Alonzo Coleman

No. 30
- Position: Running back

Personal information
- Born: January 27, 1984 (age 42) Halifax, Virginia, U.S.
- Listed height: 5 ft 9 in (1.75 m)
- Listed weight: 210 lb (95 kg)

Career information
- High school: Halifax County (South Boston, Virginia)
- College: Hampton
- NFL draft: 2007: undrafted

Career history
- Dallas Cowboys (2007–2008);

Awards and highlights
- MEAC Rookie of the Year (2003); 4× first-team All-MEAC (2003–2006); MEAC Offensive Player of the Year (2005); Third-team Division I-AA All-American (2005); 2× HBCU All-American (2005, 2006);
- Stats at Pro Football Reference

= Alonzo Coleman =

American football player (born 1984)

Alonzo Coleman (born January 27, 1984) is an American former professional football player who was a running back for the Dallas Cowboys of the National Football League (NFL).

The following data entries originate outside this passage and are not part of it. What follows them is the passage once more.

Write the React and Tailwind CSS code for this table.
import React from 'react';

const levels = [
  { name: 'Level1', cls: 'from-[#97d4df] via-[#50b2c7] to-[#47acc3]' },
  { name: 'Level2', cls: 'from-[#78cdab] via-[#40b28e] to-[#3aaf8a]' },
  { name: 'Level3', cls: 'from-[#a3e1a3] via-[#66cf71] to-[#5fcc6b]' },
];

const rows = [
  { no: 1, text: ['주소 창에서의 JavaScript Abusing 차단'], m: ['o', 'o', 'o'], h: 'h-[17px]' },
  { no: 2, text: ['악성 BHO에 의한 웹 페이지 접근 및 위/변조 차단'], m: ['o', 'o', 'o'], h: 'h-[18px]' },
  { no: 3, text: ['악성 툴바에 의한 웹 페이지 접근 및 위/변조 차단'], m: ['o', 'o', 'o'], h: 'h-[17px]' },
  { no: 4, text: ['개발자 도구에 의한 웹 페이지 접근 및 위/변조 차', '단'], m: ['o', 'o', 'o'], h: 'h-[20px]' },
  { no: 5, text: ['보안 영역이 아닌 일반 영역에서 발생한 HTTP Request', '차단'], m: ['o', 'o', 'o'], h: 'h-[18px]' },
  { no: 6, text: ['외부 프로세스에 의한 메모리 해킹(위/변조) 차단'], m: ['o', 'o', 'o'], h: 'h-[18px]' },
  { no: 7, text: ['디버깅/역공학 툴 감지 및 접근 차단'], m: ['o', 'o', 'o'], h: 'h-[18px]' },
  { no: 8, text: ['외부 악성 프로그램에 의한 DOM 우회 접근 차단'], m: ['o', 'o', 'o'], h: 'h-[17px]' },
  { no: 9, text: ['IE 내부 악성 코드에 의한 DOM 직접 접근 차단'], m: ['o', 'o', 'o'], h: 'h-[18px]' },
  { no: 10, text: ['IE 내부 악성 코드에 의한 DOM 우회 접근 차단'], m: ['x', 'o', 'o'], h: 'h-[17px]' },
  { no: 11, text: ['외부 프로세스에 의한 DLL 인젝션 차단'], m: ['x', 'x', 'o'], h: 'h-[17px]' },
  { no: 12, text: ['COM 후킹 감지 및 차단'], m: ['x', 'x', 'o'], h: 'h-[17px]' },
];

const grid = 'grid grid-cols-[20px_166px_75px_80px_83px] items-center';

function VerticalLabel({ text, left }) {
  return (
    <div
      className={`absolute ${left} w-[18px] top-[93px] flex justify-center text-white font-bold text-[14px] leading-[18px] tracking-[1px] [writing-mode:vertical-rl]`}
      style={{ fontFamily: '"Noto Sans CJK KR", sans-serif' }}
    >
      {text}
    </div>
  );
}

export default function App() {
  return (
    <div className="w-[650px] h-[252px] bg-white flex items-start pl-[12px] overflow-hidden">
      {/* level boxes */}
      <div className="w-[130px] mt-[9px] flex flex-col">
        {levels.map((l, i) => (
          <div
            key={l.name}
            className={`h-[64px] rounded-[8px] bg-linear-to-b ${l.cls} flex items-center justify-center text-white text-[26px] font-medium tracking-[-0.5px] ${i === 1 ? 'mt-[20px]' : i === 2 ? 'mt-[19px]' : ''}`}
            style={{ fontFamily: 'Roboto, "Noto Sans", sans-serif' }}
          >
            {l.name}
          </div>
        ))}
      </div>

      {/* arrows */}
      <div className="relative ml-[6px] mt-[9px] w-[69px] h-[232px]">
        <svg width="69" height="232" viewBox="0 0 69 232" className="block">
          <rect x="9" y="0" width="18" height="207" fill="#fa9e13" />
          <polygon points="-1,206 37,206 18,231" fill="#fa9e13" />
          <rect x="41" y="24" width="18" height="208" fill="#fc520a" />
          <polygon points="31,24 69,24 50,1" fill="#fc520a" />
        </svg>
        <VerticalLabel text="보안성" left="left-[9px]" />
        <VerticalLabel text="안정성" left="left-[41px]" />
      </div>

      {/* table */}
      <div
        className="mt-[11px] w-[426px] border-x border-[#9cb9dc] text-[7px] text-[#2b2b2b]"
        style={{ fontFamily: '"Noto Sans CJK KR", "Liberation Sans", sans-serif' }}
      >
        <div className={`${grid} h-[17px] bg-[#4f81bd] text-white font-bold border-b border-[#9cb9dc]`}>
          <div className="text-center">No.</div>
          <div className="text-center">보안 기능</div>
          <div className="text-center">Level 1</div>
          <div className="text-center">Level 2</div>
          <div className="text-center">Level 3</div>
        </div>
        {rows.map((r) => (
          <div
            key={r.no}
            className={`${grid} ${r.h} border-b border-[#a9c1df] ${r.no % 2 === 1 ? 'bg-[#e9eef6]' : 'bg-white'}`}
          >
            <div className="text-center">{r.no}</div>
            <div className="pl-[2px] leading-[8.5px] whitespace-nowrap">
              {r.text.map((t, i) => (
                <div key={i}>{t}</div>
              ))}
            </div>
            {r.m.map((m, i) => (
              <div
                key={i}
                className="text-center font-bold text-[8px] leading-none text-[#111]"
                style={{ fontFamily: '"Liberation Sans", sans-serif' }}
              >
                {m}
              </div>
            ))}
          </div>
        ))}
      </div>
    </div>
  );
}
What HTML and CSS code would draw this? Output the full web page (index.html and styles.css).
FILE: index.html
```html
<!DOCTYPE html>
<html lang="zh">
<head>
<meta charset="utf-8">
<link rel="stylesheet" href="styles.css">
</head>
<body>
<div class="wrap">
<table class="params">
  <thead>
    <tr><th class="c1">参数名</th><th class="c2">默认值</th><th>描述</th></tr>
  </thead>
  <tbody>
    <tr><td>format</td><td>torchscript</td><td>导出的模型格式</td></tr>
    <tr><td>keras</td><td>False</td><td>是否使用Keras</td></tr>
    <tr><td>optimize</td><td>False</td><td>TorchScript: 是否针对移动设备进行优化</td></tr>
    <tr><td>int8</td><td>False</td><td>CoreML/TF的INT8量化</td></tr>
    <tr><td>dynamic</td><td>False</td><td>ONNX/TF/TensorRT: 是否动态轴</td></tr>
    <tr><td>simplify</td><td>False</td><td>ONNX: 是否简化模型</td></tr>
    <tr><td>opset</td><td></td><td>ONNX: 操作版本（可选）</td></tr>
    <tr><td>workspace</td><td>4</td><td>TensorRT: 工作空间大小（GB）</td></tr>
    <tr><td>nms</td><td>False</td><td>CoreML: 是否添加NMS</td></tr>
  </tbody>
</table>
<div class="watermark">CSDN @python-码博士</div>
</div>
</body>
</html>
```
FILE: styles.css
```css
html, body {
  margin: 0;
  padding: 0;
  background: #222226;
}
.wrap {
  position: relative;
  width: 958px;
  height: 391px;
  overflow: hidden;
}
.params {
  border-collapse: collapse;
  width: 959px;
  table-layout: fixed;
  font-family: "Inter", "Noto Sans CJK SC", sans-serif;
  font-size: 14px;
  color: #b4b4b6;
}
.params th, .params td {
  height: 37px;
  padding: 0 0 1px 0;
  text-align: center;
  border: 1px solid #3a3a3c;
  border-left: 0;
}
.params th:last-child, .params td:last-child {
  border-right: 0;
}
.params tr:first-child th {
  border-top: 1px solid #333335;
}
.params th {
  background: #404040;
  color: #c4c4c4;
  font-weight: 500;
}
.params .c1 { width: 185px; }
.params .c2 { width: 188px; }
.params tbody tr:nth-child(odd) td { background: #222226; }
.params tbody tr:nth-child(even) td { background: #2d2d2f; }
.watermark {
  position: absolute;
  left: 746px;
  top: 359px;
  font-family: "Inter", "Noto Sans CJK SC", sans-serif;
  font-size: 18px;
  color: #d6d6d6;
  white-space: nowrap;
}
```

He was signed by the Dallas Cowboys as an undrafted free agent in 2007. He played college football for the Hampton Pirates.

==Early life==
Coleman attended Halifax County High School, where he finished as the school's all-time leading rusher with more than 3,500 yards in his high school career. He also recorded over 700 receiving yards and 600 return yards.

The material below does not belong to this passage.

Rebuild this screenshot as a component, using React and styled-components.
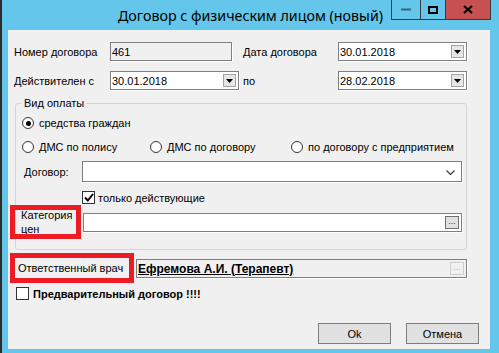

As a senior, he set the Halifax County High School single-season rushing record with over 1,500 yards and also set the school's single-game rushing record with 315 yards. He received first-team All-district, All-region and Western Valley District Co-Player of the Year honors. In track, he was a regional qualifier in the 100 metres, 4 × 100 metres relay and 300 metres competitions.

In 2017, he was inducted into the South Boston-Halifax County Sports Hall of Fame.

==College career==
He accepted a football scholarship from Hampton University. As a true freshman, he was named the starter over senior Rian Thompson. He tallied 239 carries for 1,137, becoming the first freshman in school history to rush for over 1,000 yards in a season. He also had a conference-best 18 touchdowns (third in school history).

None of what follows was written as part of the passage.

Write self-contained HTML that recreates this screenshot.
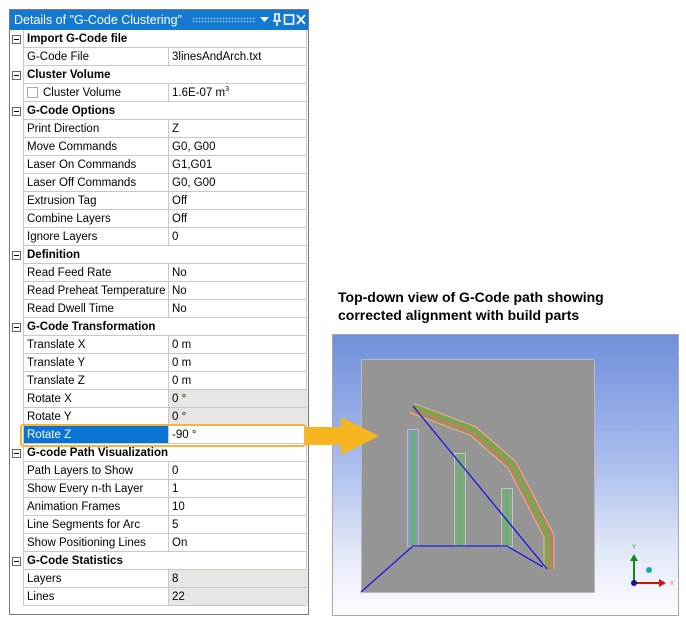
<!DOCTYPE html>
<html><head><meta charset="utf-8"><style>
*{margin:0;padding:0;box-sizing:border-box}
body{width:686px;height:624px;background:#fff;position:relative;overflow:hidden;font-family:"Liberation Sans",Arial,sans-serif;font-size:11.5px;color:#000}
.panel{position:absolute;left:9px;top:9px;width:300px;height:606px;border:1px solid #7a7a7a;background:#fff}
.title{position:absolute;left:10px;top:10px;width:298px;height:20px;background:#1479d0;color:#fff;font-size:12.5px;line-height:20px;padding-left:4px;white-space:nowrap}
.row{position:absolute;left:23px;width:284px;height:18px;border-bottom:1px solid #c8c8c8;border-left:1px solid #c8c8c8;border-right:1px solid #c8c8c8;line-height:19px;white-space:nowrap}
.row .n{position:absolute;left:3px;top:0}
.row .v{position:absolute;left:144px;top:0;width:140px;height:17px;border-left:1px solid #c8c8c8;padding-left:3px}
.row .v.g{background:#e8e6e2}
.hdr{font-weight:bold}
.mb{position:absolute;left:12px;width:9px;height:9px;border:1px solid #666;background:#fff}
.mb:after{content:"";position:absolute;left:1px;top:3px;width:5px;height:1px;background:#000}
.cap{position:absolute;left:338px;top:288px;font-family:"Liberation Sans",Arial,sans-serif;font-weight:bold;font-size:14px;line-height:18px;color:#000}
sup{font-size:7px;line-height:0;vertical-align:5px}
</style></head><body>
<div class="panel"></div>
<div class="title">Details of "G-Code Clustering"
<span style="position:absolute;left:182px;top:7px;width:64px;height:6px;background-image:radial-gradient(#7fb3e6 40%,transparent 45%);background-size:3px 3px"></span>
<svg style="position:absolute;left:248px;top:0" width="50" height="20"><path d="M2 7h9l-4.5 5z" fill="#fff"/><path d="M16 4h6M17 4v7h4V4M15 11h8M19 11v5" stroke="#fff" stroke-width="1.6" fill="none"/><rect x="26.5" y="5" width="9" height="9" stroke="#fff" stroke-width="1.6" fill="none"/><path d="M39 5l8 9M47 5l-8 9" stroke="#fff" stroke-width="1.8"/></svg>
</div>
<div class="row" style="top:30px;border-top:none"><span class="n hdr">Import G-Code file</span></div><div class="mb" style="top:35px"></div>
<div class="row" style="top:48px"><span class="n">G-Code File</span><span class="v">3linesAndArch.txt</span></div>
<div class="row" style="top:66px"><span class="n hdr">Cluster Volume</span></div><div class="mb" style="top:71px"></div>
<div class="row" style="top:84px"><span class="n"><span style="display:inline-block;width:11px;height:11px;border:1px solid #aaa;vertical-align:-2px;margin-right:5px"></span>Cluster Volume</span><span class="v">1.6E-07 m<sup>3</sup></span></div>
<div class="row" style="top:102px"><span class="n hdr">G-Code Options</span></div><div class="mb" style="top:107px"></div>
<div class="row" style="top:120px"><span class="n">Print Direction</span><span class="v">Z</span></div>
<div class="row" style="top:138px"><span class="n">Move Commands</span><span class="v">G0, G00</span></div>
<div class="row" style="top:156px"><span class="n">Laser On Commands</span><span class="v">G1,G01</span></div>
<div class="row" style="top:174px"><span class="n">Laser Off Commands</span><span class="v">G0, G00</span></div>
<div class="row" style="top:192px"><span class="n">Extrusion Tag</span><span class="v">Off</span></div>
<div class="row" style="top:210px"><span class="n">Combine Layers</span><span class="v">Off</span></div>
<div class="row" style="top:228px"><span class="n">Ignore Layers</span><span class="v">0</span></div>
<div class="row" style="top:246px"><span class="n hdr">Definition</span></div><div class="mb" style="top:251px"></div>
<div class="row" style="top:264px"><span class="n">Read Feed Rate</span><span class="v">No</span></div>
<div class="row" style="top:282px"><span class="n">Read Preheat Temperature</span><span class="v">No</span></div>
<div class="row" style="top:300px"><span class="n">Read Dwell Time</span><span class="v">No</span></div>
<div class="row" style="top:318px"><span class="n hdr">G-Code Transformation</span></div><div class="mb" style="top:323px"></div>
<div class="row" style="top:336px"><span class="n">Translate X</span><span class="v">0 m</span></div>
<div class="row" style="top:354px"><span class="n">Translate Y</span><span class="v">0 m</span></div>
<div class="row" style="top:372px"><span class="n">Translate Z</span><span class="v">0 m</span></div>
<div class="row" style="top:390px"><span class="n">Rotate X</span><span class="v g">0 °</span></div>
<div class="row" style="top:408px"><span class="n">Rotate Y</span><span class="v g">0 °</span></div>
<div class="row" style="top:426px"><span style="position:absolute;left:0;top:0;width:144px;height:17px;background:#0a74d4"></span><span class="n" style="color:#fff">Rotate Z</span><span class="v">-90 °</span></div>
<div class="row" style="top:444px"><span class="n hdr">G-code Path Visualization</span></div><div class="mb" style="top:449px"></div>
<div class="row" style="top:462px"><span class="n">Path Layers to Show</span><span class="v">0</span></div>
<div class="row" style="top:480px"><span class="n">Show Every n-th Layer</span><span class="v">1</span></div>
<div class="row" style="top:498px"><span class="n">Animation Frames</span><span class="v">10</span></div>
<div class="row" style="top:516px"><span class="n">Line Segments for Arc</span><span class="v">5</span></div>
<div class="row" style="top:534px"><span class="n">Show Positioning Lines</span><span class="v">On</span></div>
<div class="row" style="top:552px"><span class="n hdr">G-Code Statistics</span></div><div class="mb" style="top:557px"></div>
<div class="row" style="top:570px"><span class="n">Layers</span><span class="v g">8</span></div>
<div class="row" style="top:588px"><span class="n">Lines</span><span class="v g">22</span></div>
<div style="position:absolute;left:20px;top:424px;width:286px;height:23px;border:2px solid #f5b43a;border-radius:3px"></div>
<div class="cap">Top-down view of G-Code path showing<br>corrected alignment with build parts</div>
<div style="position:absolute;left:332px;top:334px;width:347px;height:282px;border:1px solid #a8a8a8;background:linear-gradient(#6f8fdc 0%,#a9bcec 45%,#e6ebf8 80%,#fbfcfe 100%)"></div>
<svg style="position:absolute;left:0;top:0" width="686" height="624">
<rect x="361.5" y="359.5" width="233" height="233" fill="#959595" stroke="#b8b8c0"/>
<g fill="#8a98ac" stroke="#a9c0d9"><rect x="407.5" y="429.5" width="11" height="117"/></g>
<g fill="#8f9c8f" stroke="#b5d2b0"><rect x="454.5" y="453.5" width="11" height="93"/><rect x="501.5" y="488.5" width="11" height="58"/></g>
<polyline points="412,408 473,431 512,465 549,536 549,569" fill="none" stroke="#e2bb92" stroke-width="11" stroke-linejoin="round"/>
<polyline points="412,408 473,431 512,465 549,536 549,569" fill="none" stroke="#ad8863" stroke-width="9" stroke-linejoin="round"/>
<g stroke="#22dd22" stroke-width="1.3" fill="none"><polyline points="413,406 473,429 512,463 547,533 547,569"/><line x1="413" y1="432" x2="413" y2="545"/><line x1="460" y1="455" x2="460" y2="545"/><line x1="507" y1="490" x2="507" y2="545"/></g>
<g stroke="#1a1adf" stroke-width="1.3" fill="none"><line x1="413" y1="406" x2="547" y2="569"/><polyline points="361,592 413,546 507,546 543,567"/></g>
<polygon points="306,427 341,427 341,417 379,436 341,455 341,445 306,445" fill="#f6b41e"/>
<line x1="634" y1="583" x2="634" y2="560" stroke="#118811" stroke-width="2"/><polygon points="630,561 638,561 634,554" fill="#118811"/>
<line x1="634" y1="583" x2="660" y2="583" stroke="#cc1111" stroke-width="2"/><polygon points="659,579 659,587 666,583" fill="#cc1111"/>
<circle cx="634" cy="583" r="3" fill="#1111aa"/><circle cx="649" cy="570" r="3" fill="#19a9b4"/>
<text x="632" y="549" font-size="6" fill="#2a2" font-family="Liberation Sans,sans-serif">Y</text><text x="670" y="585" font-size="6" fill="#e66" font-family="Liberation Sans,sans-serif">X</text>
</svg>
</body></html>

As a sophomore, he posted 225 carries for 1,133 yards and 13 touchdowns, becoming the first player in school history to start his career with back-to-back 1,000-plus rushing yard seasons. He had a career-high 209 yards with three touchdowns in the season opener against Jackson State University. He was limited with an ankle injury he suffered against Morgan State University. Along with Ardell Daniels, they were the only teammates in Division I-AA to each rush for more than 1,000 yards.

As a junior, he had 204 carries for 1,326 yards (second in school history) and 19 touchdowns (second in school history). He set a school record five rushing touchdowns (30 points) and a season-high 172 rushing yards against Gardner–Webb University. Coleman (1,326) and Daniels (1,044) also became the third pair of teammates in Division I-AA history, to each rush for more than 1,000 yards in back-to-back seasons.

As a senior, although he was limited with a hip pointer injury, he registered 158 carries for 1,052 yards and 12 touchdowns, becoming the sixth player in Division I-AA history to rush for more than 1000 yards in each of his four seasons. He broke the MEAC career rushing record against Winston-Salem State University. He had 180 rushing yards and 2 touchdowns against Bethune–Cookman University. He tallied 181 rushing yards and 4 touchdowns against Florida A&M University.

Coleman finished his college career with 826 carries (conference and school record) for 4,648 yards (conference and school record), 62 rushing touchdowns (conference and school record), 64 total touchdowns (school record) and 24 100-yard rushing games. He also contributed to three straight MEAC championships (2004, 2005, 2006).

==Professional career==
Coleman was signed as an undrafted free agent by the Dallas Cowboys after the 2007 NFL draft on April 23. He began training camp on the physically unable to perform list with an ankle injury. The injury limited his playing time and although he was waived on September 1, he was later signed to the practice squad.

He was cut on August 30, 2008, after being passed over on the depth chart by Tashard Choice and was later signed to the practice squad. On December 5, he was promoted to the active roster, because of injuries to both Marion Barber III and Felix Jones. He made his NFL debut playing on special teams against the Pittsburgh Steelers. He was declared inactive in the last 3 games of the season.

In 2009, a knee injury limited his playing time during training camp and he was waived injured on August 17.